At the bottom of a cup of tea

I rubbed my eyes a little harder, catching a glimpse of three ceramic mugs lined up in a row. Each had an identically-knitted sweater sleeve that buttoned just below an ear-shaped handle. I yawned and watched as the mug turned into a paint streak behind my damp eyelashes. I wondered if the three tea packets, all wrapped in foil and glistening underneath my lamplight, would actually help block the insistent clamoring in my head and around my room. I have heard tea is good for tranquility, so I brought some to prove it. It was an experiment of sorts. A tea test.

The packets were cold to the touch. Their rippled edges could have easily left papercuts that would send a jolt up my forearm to accompany my mind’s thunder. I grabbed a packet — Earl Grey, a quintessentially British black tea wrapped in blue and silver. I promptly pushed it against my nose to catch its calming, quieting scent. But Earl Grey is unfamiliar to me, so I didn’t know exactly what to smell for. If anything, it was the vague scent of foil.

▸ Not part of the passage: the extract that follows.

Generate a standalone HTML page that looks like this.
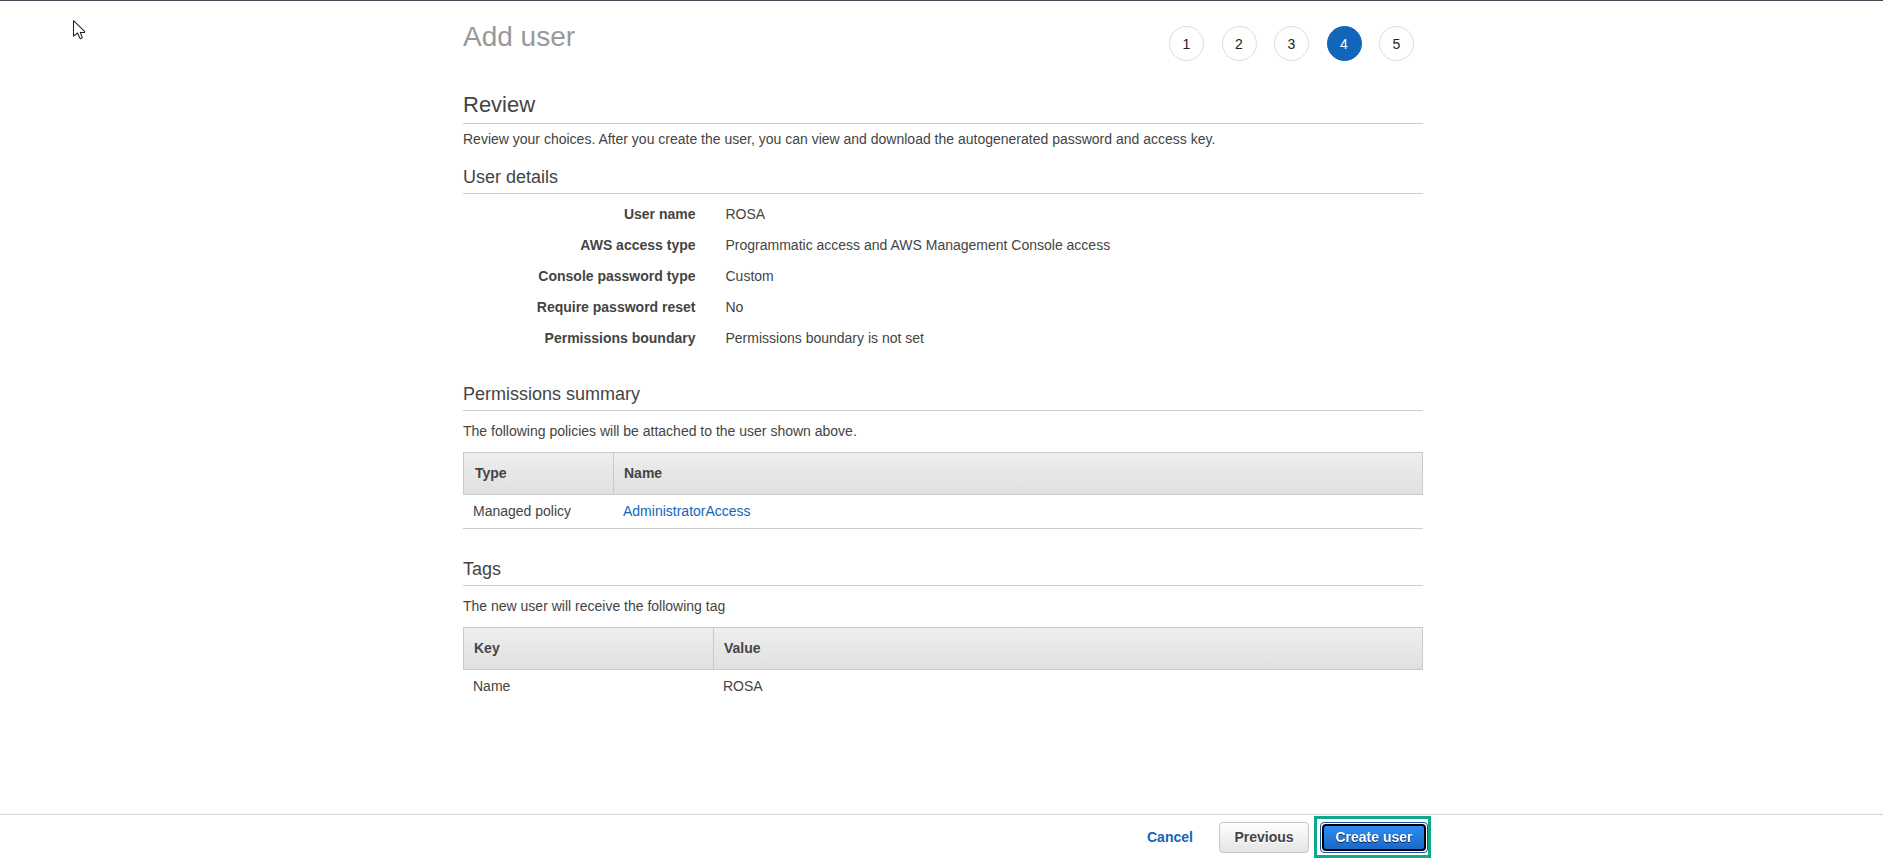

I feel like I should know Earl Grey. The tea absolutely, but also the man. I bet he is a suave tea aficionado. In another life, Earl would take me across the sunbaked region of Calabria in Italy, where I could pick overripe olives and oranges while he collected bergamot oil for his tea. He would bathe his tea leaves in citrus and pour the mixture into my mug. One sip is enough for a bitter yet pleasant orange rind flavor to coat the roof of my mouth. As the summer sun falls, we would sit on the beach opposite the sea without a word, watching the waves crash against the shoreline. It’s a dream elixir that’s critical during a year stuck inside, and it’s one I can always look toward when I’m in need of an adventure. 

After a few sips of Earl, I moved on to green tea. Evidently, small, budding tea leaves are picked during springtime. The tea brings me back to spring days gone by. Last year, I took on the Al Buehler trail for the umpteenth time. To keep a steady pace, my feet hit the mud and matched the rhythmic beat of my breath. I remember trailing behind an actual runner, hoping they would motivate me to better my mile time. In a matter of minutes, they became a distant flicker, and I ended up standing still with the bottom of my palms pressed firmly above my knees, gasping for air. I looked up for excuses but only saw green leaves rustle in the wind. I looked down for answers and only saw drops of sweat splattered against my dirt-stained shoes. I felt defeated and trudged back home, but I knew a green tea could bring my spirits up. The drink tasted like an unsalted, earthy vegetable soup with a tinge of sweetness that slowed my deep breaths. It’s a healthy antioxidant fuel that keeps me in the present when I stray too far forward. 

After green tea, I ended with cozy chamomile’s modest yellow packet in my hands. Chamomile, composed solely of crushed daisies, was a past love’s favorite. Back then, the tea smelled like a bouquet, and the unconfined steam fogged up our glasses. Seeing clearly didn’t matter. We had spent three years blinded, telling ourselves that all relationships are tested. But over that time, our white petals were picked off one by one and crushed until the truth hit us both on an autumn afternoon. We sat outside that day, tearing up patches of overgrown grass with one hand while gripping a mug handle in the other. We took our glasses off, and we drank one last time to feel the soothing drops of lemon and honey. With the breakup already done, the two of us reminisced on happy times and rued the ones that got us to where we were. We shared one final kiss, and she departed with an empty mug. 

I knocked back the last trickle of cozy chamomile to relive the lingering memory. My fingers interlocked around the mug’s woolen sleeve, and I leaned into my computer chair. My experiment — my tea test — was complete, and all I could do was look at my lamp and nod. It was like a lighthouse beacon navigating vessels foreign, familiar and forgotten. I sailed back to reality and landed in a quiet, quiet room.